Monta Capital recently surveyed 1,586 UK renters to find out whether renting was, for the majority of people, a lifestyle choice or necessity.

 

The results reveal that many tenants have been renting for a long time. Some 24% of respondents have been renting for 6-10 years; 22% have been renting for 10-15 years; 13% have been renting for up to 20 years; and 20% have been renting for more than 20 years. 

 

While renters are renting for long-periods of time, very few appear to do so through choice. Indeed, 85% say they are renting through necessity, with just 15% saying that rent is a choice. 

 

The overall cost of renting was cited by 33% as their biggest concern. 

 

An even more common pain point is the lack of security provided to renters through short tenancy agreements, with 35% saying the chance that their landlord will turf them out for no good reason is the worst part of renting. 

 

As such, 41% of renters insisted that the best way to improve the renting experience would be for landlords to offer longer tenancies thus giving people far more security in their home.

 

However, despite the drawbacks, tenants do attest to enjoying some aspects of the rental lifestyle.

 

At the top of this list, as cited by 31% of tenants, is the ability to live in a home or an area that they would not be able to afford if buying a home.

 

Of those surveyed 26% said they appreciated the benefit of being able to avoid the debt of a mortgage, and 24% cited the flexibility of renting as its biggest perk, free as they are to move to a new place with relative ease and freedom. 

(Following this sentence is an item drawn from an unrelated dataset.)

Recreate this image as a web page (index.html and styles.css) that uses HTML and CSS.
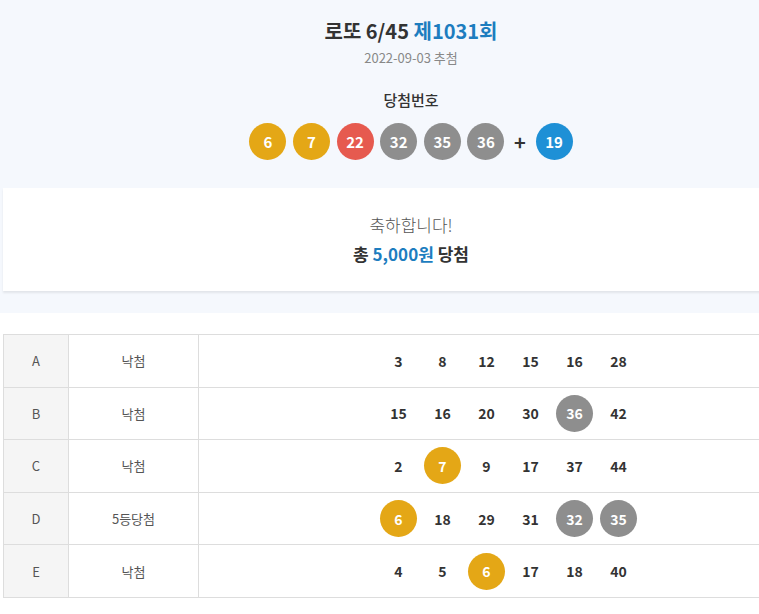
FILE: index.html
```html
<!DOCTYPE html>
<html>
    <head>
        <meta charset="utf-8">
        <title>로또 6/45 제1031회 결과</title>
        <link rel="stylesheet" href="styles.css">
    </head>
    <body>
        <div class="page">
            <section class="draw">
                <h1 class="title">로또 6/45 <span class="round">제1031회</span></h1>
                <p class="date">2022-09-03 추첨</p>
                <h2 class="subtitle">당첨번호</h2>
                <div class="balls">
                    <span class="ball yellow">6</span>
                    <span class="ball yellow">7</span>
                    <span class="ball red">22</span>
                    <span class="ball gray">32</span>
                    <span class="ball gray">35</span>
                    <span class="ball gray">36</span>
                    <span class="plus">+</span>
                    <span class="ball blue">19</span>
                </div>
                <div class="result">
                    <p class="congrats">축하합니다!</p>
                    <p class="prize">총 <span class="amount">5,000원</span> 당첨</p>
                </div>
            </section>

            <table class="tickets">
                <tr>
                    <th>A</th>
                    <td class="rank">낙첨</td>
                    <td class="nums">
                        <div class="row">
                            <span class="num">3</span><span class="num">8</span><span class="num">12</span><span class="num">15</span><span class="num">16</span><span class="num">28</span>
                        </div>
                    </td>
                </tr>
                <tr>
                    <th>B</th>
                    <td class="rank">낙첨</td>
                    <td class="nums">
                        <div class="row">
                            <span class="num">15</span><span class="num">16</span><span class="num">20</span><span class="num">30</span><span class="num ball gray">36</span><span class="num">42</span>
                        </div>
                    </td>
                </tr>
                <tr>
                    <th>C</th>
                    <td class="rank">낙첨</td>
                    <td class="nums">
                        <div class="row">
                            <span class="num">2</span><span class="num ball yellow">7</span><span class="num">9</span><span class="num">17</span><span class="num">37</span><span class="num">44</span>
                        </div>
                    </td>
                </tr>
                <tr>
                    <th>D</th>
                    <td class="rank">5등당첨</td>
                    <td class="nums">
                        <div class="row">
                            <span class="num ball yellow">6</span><span class="num">18</span><span class="num">29</span><span class="num">31</span><span class="num ball gray">32</span><span class="num ball gray">35</span>
                        </div>
                    </td>
                </tr>
                <tr>
                    <th>E</th>
                    <td class="rank">낙첨</td>
                    <td class="nums">
                        <div class="row">
                            <span class="num">4</span><span class="num">5</span><span class="num ball yellow">6</span><span class="num">17</span><span class="num">18</span><span class="num">40</span>
                        </div>
                    </td>
                </tr>
            </table>
        </div>
    </body>
</html>
```

FILE: styles.css
```css
html {
    font-size: 14px;
    font-family: "Noto Sans CJK KR", "Noto Sans", sans-serif;
}

body {
    margin: 0;
    color: #333;
    background: #fff;
    overflow: hidden;
}

* {
    box-sizing: border-box;
}

p,
h1,
h2 {
    margin: 0;
}

.page {
    width: 822px;
}

.draw {
    background: #f5f8fd;
    padding: 17px 3px 22px;
    text-align: center;
}

.title {
    font-size: 20px;
    line-height: 28px;
    font-weight: 700;
    color: #333;
}

.round {
    color: #1d7dbf;
}

.date {
    font-size: 13px;
    line-height: 20px;
    margin-top: 3px;
    color: #888;
}

.subtitle {
    font-size: 15px;
    line-height: 22px;
    font-weight: 500;
    margin-top: 21px;
    color: #333;
}

.balls {
    display: flex;
    justify-content: center;
    align-items: center;
    gap: 6.6px;
    margin-top: 12px;
}

.ball {
    display: inline-flex;
    align-items: center;
    justify-content: center;
    width: 37px;
    height: 37px;
    border-radius: 50%;
    color: #fff;
    font-weight: 700;
    font-size: 15px;
}

.yellow {
    background: #e4a716;
}

.red {
    background: #e65a4f;
}

.gray {
    background: #8e8e8e;
}

.blue {
    background: #1e90d6;
}

.plus {
    width: 14px;
    margin: 0 2px;
    font-size: 20px;
    font-weight: 700;
    color: #333;
}

.result {
    margin-top: 28px;
    height: 103px;
    background: #fff;
    box-shadow: 0 2px 2px rgba(0, 0, 0, 0.08);
    padding-top: 24px;
}

.congrats {
    font-size: 17px;
    line-height: 26px;
    font-weight: 300;
    color: #555;
}

.prize {
    margin-top: 3px;
    font-size: 17px;
    line-height: 26px;
    font-weight: 700;
    color: #333;
}

.amount {
    color: #1d7dbf;
}

.tickets {
    margin: 21px 3px 0;
    width: 816px;
    border-collapse: collapse;
    border-top: 1px solid #ddd;
    table-layout: fixed;
}

.tickets th,
.tickets td {
    height: 52.6px;
    padding: 0;
    border: 1px solid #ddd;
    text-align: center;
    font-size: 13px;
    font-weight: 400;
    color: #555;
}

.tickets th {
    width: 65px;
    background: #f5f5f5;
}

.tickets .rank {
    width: 130px;
}

.row {
    display: flex;
    justify-content: center;
    gap: 7px;
}

.num {
    display: inline-flex;
    align-items: center;
    justify-content: center;
    width: 37px;
    height: 37px;
    font-size: 14px;
    font-weight: 700;
    color: #333;
}

.num.ball {
    color: #fff;
}
```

When renters are asked if they have any plans to one day buy their own home, 43% say no. And by far the most common reason why they have no plans to buy a home is because they can’t see themselves ever being able to afford it (70%).

 

Of the 57% who say they do have ownership aspirations, 19% say it will be up to 10 years before they think about doing so, and even then, less than 60% (59%) believe they’ll actually be able to achieve home ownership within this timeframe.

 

Commenting on the survey’s findings Monta Capital chief executive Thomas Balashev said that there needed to be more developers and public stakeholders willing to create rented homes with the same level of respect they do for-sale homes. 

 

“Currently, rented homes are not held to the same high standards that for-sale homes are where quality directly impacts value. Instead, the only metric in delivering rented homes is the price point. 

 

“We should also be looking seriously at creating longer tenancies in order to give renters the security they desire and deserve. To this end, we would love to see government legislation move with the times and push for the provision of longer tenancies”. 

 

Not only would this benefit tenants, Balashev argued, but it would also be a huge boon for property investors.

 

“For residential investors, not least in the build-to-rent sector, a building that has tenants signed up for five or seven years provides much more investor security than a building where tenants only sign up for a year at a time,” he concluded.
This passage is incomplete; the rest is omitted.